Its hopeless, I am bad, there is nothing else I can be. Often these become engaged in rougher and criminal activities, drinking, drug use and teenage promiscuity.
If I help mom (or dad) get through this, they will be able to love me. This is the saving complex where the empathic child learns to save their parents and others for the reward of getting love.
I won’t try, I am broken, there is something wrong with me. Never tries to do or be anything, often self-destructive and/or suicidal.
These are just a few examples to illustrate how these beliefs get embedded deeply into the unconscious of our developing child’s mind, and how we might choose to compensate for them.
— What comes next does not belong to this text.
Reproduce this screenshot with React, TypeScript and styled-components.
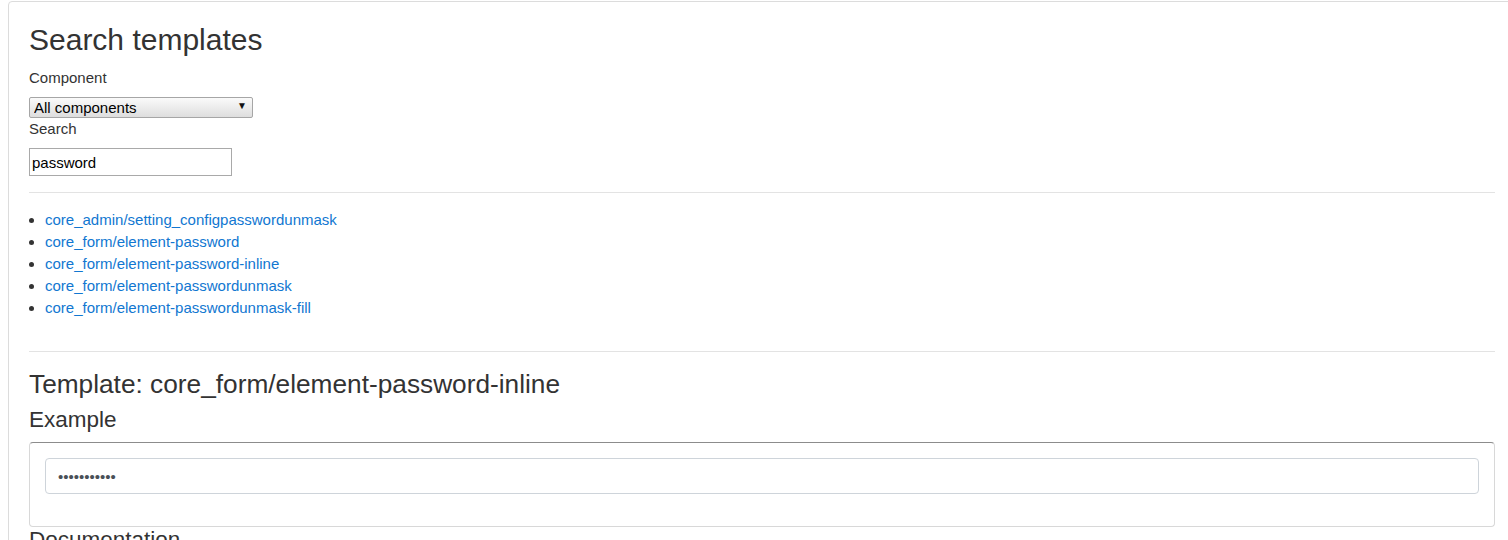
import styled, { createGlobalStyle } from "styled-components";

const GlobalStyle = createGlobalStyle`
  html, body {
    margin: 0;
    padding: 0;
    background: #fff;
    overflow: hidden;
  }
  body {
    font-family: "Liberation Sans", Arial, sans-serif;
    font-size: 15px;
    line-height: 20px;
    color: #333;
  }
`;

const Card = styled.div`
  margin: 1px 0 0 8px;
  width: 1466px;
  padding: 0 20px 20px 20px;
  border: 1px solid #dcdcdc;
  border-radius: 4px;
  background: #fff;
`;

const Title = styled.h2`
  margin: 19px 0 0 0;
  font-size: 30px;
  font-weight: 400;
  line-height: 38px;
  color: #333;
`;

const Label = styled.label`
  display: block;
  font-size: 15px;
  line-height: 20px;
  color: #333;
  margin-top: ${(p: { $top: number }) => p.$top}px;
`;

const SelectWrap = styled.div`
  position: relative;
  width: 224px;
  margin-top: 9px;
`;

const Select = styled.select`
  display: block;
  width: 224px;
  height: 21px;
  font-family: "Liberation Sans", Arial, sans-serif;
  font-size: 15px;
  color: #000;
  border: 1px solid #a6a6a6;
  border-radius: 2px;
  padding: 0 4px;
  appearance: none;
  background: linear-gradient(#fafafa, #dedede);
`;

const Caret = styled.span`
  position: absolute;
  right: 6px;
  top: 3px;
  font-size: 10px;
  line-height: 12px;
  color: #111;
  pointer-events: none;
`;

const SearchInput = styled.input`
  display: block;
  margin-top: 9px;
  width: 203px;
  height: 28px;
  box-sizing: border-box;
  border: 1px solid #a9a9a9;
  padding: 0 2px;
  font-family: "Liberation Sans", Arial, sans-serif;
  font-size: 15px;
  color: #000;
  outline: none;
`;

const Rule = styled.hr`
  border: 0;
  border-top: 1px solid #e3e3e3;
  margin: ${(p: { $top: number }) => p.$top}px 0 0 0;
`;

const List = styled.ul`
  margin: 16px 0 0 0;
  padding-left: 16px;
  line-height: 22px;
`;

const Item = styled.li`
  font-size: 15px;
  color: #333;
`;

const Link = styled.a`
  color: #1177d1;
  text-decoration: none;
`;

const TemplateTitle = styled.h3`
  margin: 17px 0 0 0;
  font-size: 26.25px;
  font-weight: 400;
  line-height: 30px;
  color: #333;
`;

const SubTitle = styled.h4`
  margin: ${(p: { $top: number }) => p.$top}px 0 0 0;
  font-size: 22.5px;
  font-weight: 400;
  line-height: 26px;
  color: #333;
`;

const ExampleBox = styled.div`
  margin-top: 9px;
  padding: 15px 15px 32px 15px;
  border: 1px solid #d8d8d8;
  border-top-color: #8c8c8c;
  border-radius: 4px;
`;

const PasswordField = styled.input`
  display: block;
  width: 100%;
  height: 36px;
  box-sizing: border-box;
  border: 1px solid #ced4da;
  border-radius: 4px;
  padding: 0 12px;
  font-size: 15px;
  color: #495057;
  outline: none;
`;

const links = [
  "core_admin/setting_configpasswordunmask",
  "core_form/element-password",
  "core_form/element-password-inline",
  "core_form/element-passwordunmask",
  "core_form/element-passwordunmask-fill",
];

export default function App() {
  return (
    <>
      <GlobalStyle />
      <Card>
        <Title>Search templates</Title>
        <Label $top={9}>Component</Label>
        <SelectWrap>
          <Select defaultValue="all">
            <option value="all">All components</option>
          </Select>
          <Caret>▼</Caret>
        </SelectWrap>
        <Label $top={1}>Search</Label>
        <SearchInput defaultValue="password" />
        <Rule $top={16} />
        <List>
          {links.map((l) => (
            <Item key={l}>
              <Link href="#">{l}</Link>
            </Item>
          ))}
        </List>
        <Rule $top={32} />
        <TemplateTitle>Template: core_form/element-password-inline</TemplateTitle>
        <SubTitle $top={8}>Example</SubTitle>
        <ExampleBox>
          <PasswordField type="password" defaultValue="passwordxxx" />
        </ExampleBox>
        <SubTitle $top={0}>Documentation</SubTitle>
      </Card>
    </>
  );
}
Through the work I offer, especially with Awake! Breathwork sessions, we surface these old stuck beliefs in an effort to heal them. These moments of high trauma or repetitive trauma can create soul loss, a place where a part ourselves become lost, out of body, back in space or time. All too often these parts are found in an old bedroom or basement of the childhood home or grandparent’s house, left behind.
When we can recognize how our child self was scared and part of us left, we re-imagine the experience as if it were our own child, or a friend’s child, what would we say to him/her? Would we say “yes, you are bad, there is really something wrong with you” to this child? Most likely not! More often what I hear is, “I would hug that child and tell her that its not her fault her mom can’t be more present right now. Mom didn’t mean to hurt you” (in many cases). Often there is an invitation to hug that child we see in our mind’s eye, to give the love and acceptance right then and there, if the child is open to receiving. If not, this could be a longer process over time, re-visiting this place in future breathwork sessions, during Soul Painting sessions, Active Dream Re-entry Work, and more.
This is also where we introduce a shift in perspective. At that age, children believe their parents are God and Goddess Who Know All. It couldn’t be further from the truth. When we discover how we saw our parents back then, and look at their lives, choices, and their own upbringing, we might notice they were ill-equipped to provide for us a safe, loving, reassuring place (as an example) if they themselves never knew it. I do not say this is always the case – as any of us can transform at any time – but usually the generation that follows is more conscious than the one before. Can we have compassion for our wounded parent, who grew up deprived of the same things we were deprived of?
Maybe its not as it seemed back then – maybe I’m not bad, maybe I’m not broken, maybe I’m not unlovable… perhaps it was just my child’s perspective. And that can shift, bringing in the flood of love, compassion, and acceptance for myself, just as I am. I am part of the Divine, just as I am.